__Data segment__:

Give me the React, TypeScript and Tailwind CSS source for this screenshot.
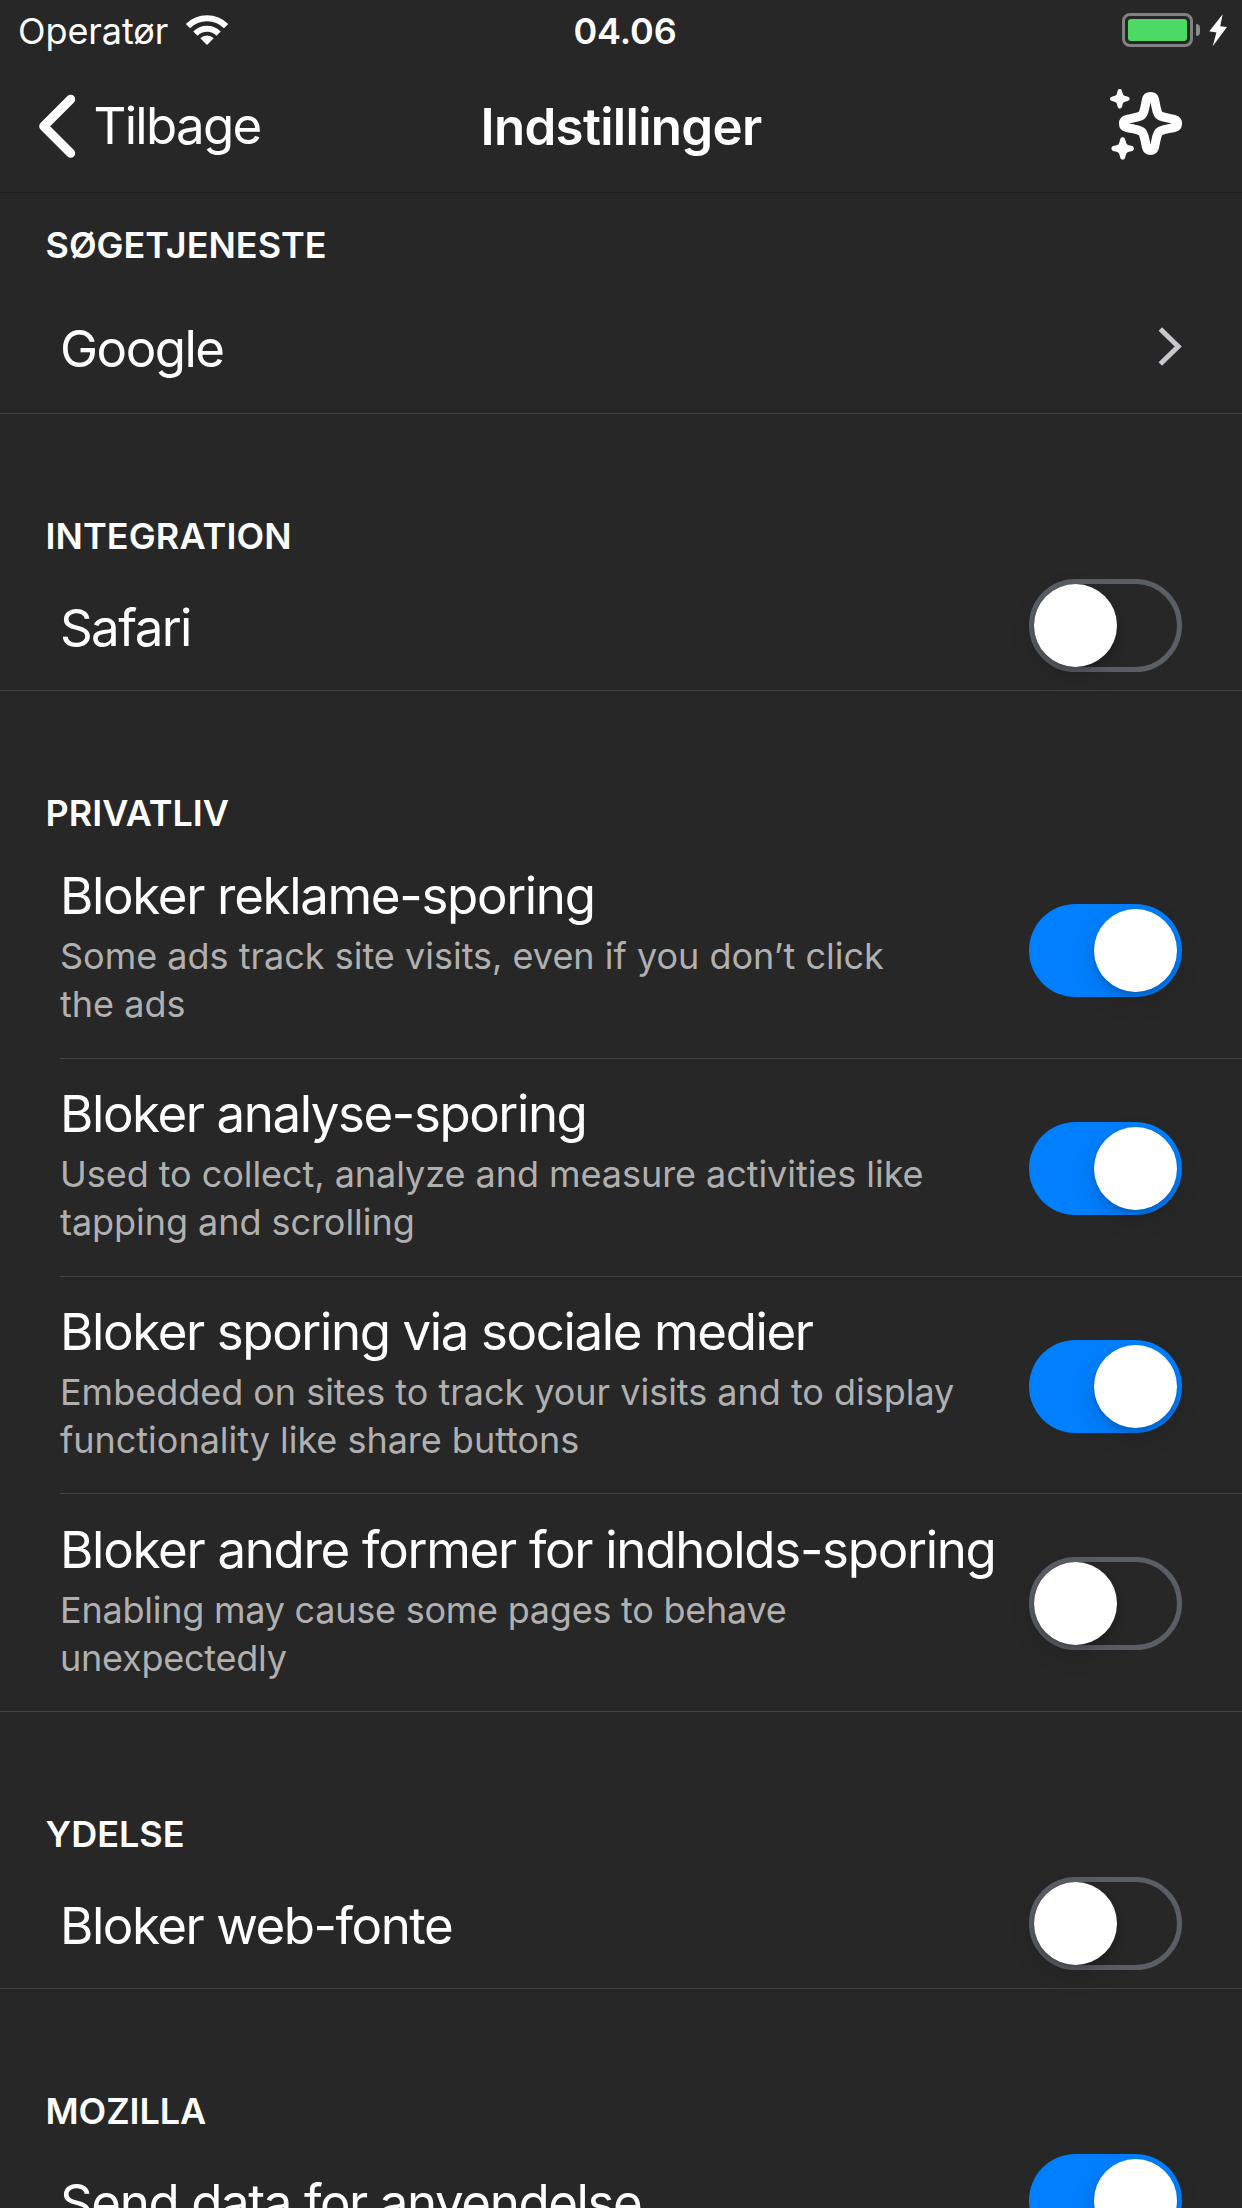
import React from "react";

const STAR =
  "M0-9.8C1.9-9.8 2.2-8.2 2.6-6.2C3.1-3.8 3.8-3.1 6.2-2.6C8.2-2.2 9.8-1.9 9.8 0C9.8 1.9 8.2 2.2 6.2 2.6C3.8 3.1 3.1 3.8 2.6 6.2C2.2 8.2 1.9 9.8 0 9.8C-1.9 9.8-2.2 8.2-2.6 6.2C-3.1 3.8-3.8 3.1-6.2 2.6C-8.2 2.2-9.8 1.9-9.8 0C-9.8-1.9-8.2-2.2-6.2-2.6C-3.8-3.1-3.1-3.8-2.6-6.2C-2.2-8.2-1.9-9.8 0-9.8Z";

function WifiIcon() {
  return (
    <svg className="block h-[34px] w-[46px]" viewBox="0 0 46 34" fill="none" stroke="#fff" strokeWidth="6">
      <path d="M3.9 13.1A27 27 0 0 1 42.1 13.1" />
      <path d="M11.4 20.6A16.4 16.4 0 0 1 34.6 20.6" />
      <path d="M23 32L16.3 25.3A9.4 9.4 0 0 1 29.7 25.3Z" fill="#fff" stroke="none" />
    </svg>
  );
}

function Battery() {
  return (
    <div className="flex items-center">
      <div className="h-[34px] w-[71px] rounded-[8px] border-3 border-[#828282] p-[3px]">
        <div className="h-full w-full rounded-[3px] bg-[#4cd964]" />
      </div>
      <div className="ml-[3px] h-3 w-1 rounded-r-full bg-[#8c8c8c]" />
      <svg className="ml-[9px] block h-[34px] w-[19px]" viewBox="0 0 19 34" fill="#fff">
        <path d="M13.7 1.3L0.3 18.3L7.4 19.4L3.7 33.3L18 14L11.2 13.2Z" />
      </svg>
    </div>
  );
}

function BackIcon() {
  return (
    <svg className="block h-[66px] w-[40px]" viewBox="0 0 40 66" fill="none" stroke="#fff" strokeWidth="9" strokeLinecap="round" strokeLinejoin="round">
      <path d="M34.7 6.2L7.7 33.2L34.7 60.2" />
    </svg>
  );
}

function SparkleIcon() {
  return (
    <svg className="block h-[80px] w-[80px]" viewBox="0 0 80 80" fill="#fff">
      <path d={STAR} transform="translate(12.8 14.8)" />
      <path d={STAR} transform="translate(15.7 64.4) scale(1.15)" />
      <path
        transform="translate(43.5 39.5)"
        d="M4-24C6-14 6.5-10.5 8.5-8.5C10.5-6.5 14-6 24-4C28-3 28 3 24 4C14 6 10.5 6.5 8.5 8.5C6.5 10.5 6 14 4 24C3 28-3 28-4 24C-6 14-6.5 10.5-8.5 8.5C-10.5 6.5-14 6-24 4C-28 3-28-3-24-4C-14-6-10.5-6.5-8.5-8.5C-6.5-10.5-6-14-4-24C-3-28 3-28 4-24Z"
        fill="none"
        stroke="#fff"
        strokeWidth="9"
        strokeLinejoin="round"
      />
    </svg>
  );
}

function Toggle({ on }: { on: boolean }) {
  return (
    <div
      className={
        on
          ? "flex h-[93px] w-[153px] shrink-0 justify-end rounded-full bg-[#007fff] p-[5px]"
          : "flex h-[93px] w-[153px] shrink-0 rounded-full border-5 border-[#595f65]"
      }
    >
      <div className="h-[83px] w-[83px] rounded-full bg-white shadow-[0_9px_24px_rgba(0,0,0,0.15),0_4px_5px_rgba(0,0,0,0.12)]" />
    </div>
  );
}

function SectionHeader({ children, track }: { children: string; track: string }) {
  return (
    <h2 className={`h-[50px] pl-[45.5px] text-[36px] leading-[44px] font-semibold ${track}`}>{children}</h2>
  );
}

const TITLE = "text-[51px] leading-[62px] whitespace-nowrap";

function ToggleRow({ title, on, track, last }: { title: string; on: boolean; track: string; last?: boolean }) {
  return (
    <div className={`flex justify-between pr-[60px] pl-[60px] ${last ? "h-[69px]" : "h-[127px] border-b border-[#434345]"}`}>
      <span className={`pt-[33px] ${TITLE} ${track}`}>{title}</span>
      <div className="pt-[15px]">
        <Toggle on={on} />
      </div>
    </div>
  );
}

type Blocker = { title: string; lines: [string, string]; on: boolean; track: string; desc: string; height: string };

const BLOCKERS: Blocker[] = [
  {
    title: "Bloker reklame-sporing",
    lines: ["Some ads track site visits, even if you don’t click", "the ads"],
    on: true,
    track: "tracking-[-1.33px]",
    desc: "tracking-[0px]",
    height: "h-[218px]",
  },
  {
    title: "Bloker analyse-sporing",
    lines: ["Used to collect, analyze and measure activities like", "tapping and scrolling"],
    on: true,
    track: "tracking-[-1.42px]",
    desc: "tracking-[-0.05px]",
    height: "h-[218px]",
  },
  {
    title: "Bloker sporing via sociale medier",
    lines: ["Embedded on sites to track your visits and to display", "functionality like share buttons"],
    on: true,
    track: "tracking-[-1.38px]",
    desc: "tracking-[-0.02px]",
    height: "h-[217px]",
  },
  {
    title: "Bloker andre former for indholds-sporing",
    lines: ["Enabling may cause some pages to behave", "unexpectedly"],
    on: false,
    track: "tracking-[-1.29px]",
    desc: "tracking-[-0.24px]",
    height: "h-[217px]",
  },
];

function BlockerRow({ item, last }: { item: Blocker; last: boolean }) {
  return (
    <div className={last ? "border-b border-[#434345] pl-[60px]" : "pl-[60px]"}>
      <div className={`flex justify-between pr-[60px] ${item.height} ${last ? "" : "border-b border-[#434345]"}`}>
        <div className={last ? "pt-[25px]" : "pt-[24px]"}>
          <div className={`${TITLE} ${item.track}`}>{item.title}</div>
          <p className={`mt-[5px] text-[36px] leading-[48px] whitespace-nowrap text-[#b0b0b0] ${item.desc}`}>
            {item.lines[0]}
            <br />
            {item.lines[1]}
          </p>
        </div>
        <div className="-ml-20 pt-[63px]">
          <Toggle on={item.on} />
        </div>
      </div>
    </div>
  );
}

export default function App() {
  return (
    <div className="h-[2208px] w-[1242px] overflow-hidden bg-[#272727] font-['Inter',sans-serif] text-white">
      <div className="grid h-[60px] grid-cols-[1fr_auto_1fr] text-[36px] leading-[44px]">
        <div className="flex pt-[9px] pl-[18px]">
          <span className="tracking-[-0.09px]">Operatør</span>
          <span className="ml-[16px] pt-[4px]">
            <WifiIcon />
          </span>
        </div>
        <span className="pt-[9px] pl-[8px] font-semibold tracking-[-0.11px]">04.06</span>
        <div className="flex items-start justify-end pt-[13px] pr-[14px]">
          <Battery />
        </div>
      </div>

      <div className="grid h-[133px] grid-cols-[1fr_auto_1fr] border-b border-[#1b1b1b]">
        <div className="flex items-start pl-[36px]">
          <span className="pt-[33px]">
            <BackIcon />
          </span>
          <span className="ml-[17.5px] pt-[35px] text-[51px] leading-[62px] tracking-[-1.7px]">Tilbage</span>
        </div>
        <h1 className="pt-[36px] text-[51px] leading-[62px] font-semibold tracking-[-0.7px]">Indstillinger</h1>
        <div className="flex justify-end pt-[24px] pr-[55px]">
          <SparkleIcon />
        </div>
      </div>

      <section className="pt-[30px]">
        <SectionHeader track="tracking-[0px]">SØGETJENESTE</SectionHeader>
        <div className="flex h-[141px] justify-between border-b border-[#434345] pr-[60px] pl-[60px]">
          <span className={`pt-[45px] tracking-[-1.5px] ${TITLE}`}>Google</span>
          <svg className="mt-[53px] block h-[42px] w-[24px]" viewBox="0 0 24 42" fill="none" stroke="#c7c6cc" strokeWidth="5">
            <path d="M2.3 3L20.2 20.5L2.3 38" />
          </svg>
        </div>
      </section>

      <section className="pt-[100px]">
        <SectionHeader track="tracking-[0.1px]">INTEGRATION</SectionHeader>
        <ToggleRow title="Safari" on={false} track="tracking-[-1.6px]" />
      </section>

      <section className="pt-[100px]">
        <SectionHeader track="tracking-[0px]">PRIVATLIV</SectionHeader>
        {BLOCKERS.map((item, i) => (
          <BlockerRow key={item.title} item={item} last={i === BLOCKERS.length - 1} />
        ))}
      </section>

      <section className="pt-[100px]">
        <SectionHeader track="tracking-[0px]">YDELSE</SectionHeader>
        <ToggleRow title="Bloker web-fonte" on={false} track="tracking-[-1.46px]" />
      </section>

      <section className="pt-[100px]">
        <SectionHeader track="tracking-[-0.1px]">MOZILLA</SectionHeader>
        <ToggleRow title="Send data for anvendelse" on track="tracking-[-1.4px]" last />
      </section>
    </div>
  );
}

__Work to be completed__:
The lines from the start of the data through the line that contains "import React from" are to be returned exactly, please, with both ends included and every picture left out.

__Result below__:
Give me the React, TypeScript and Tailwind CSS source for this screenshot.
import React from "react";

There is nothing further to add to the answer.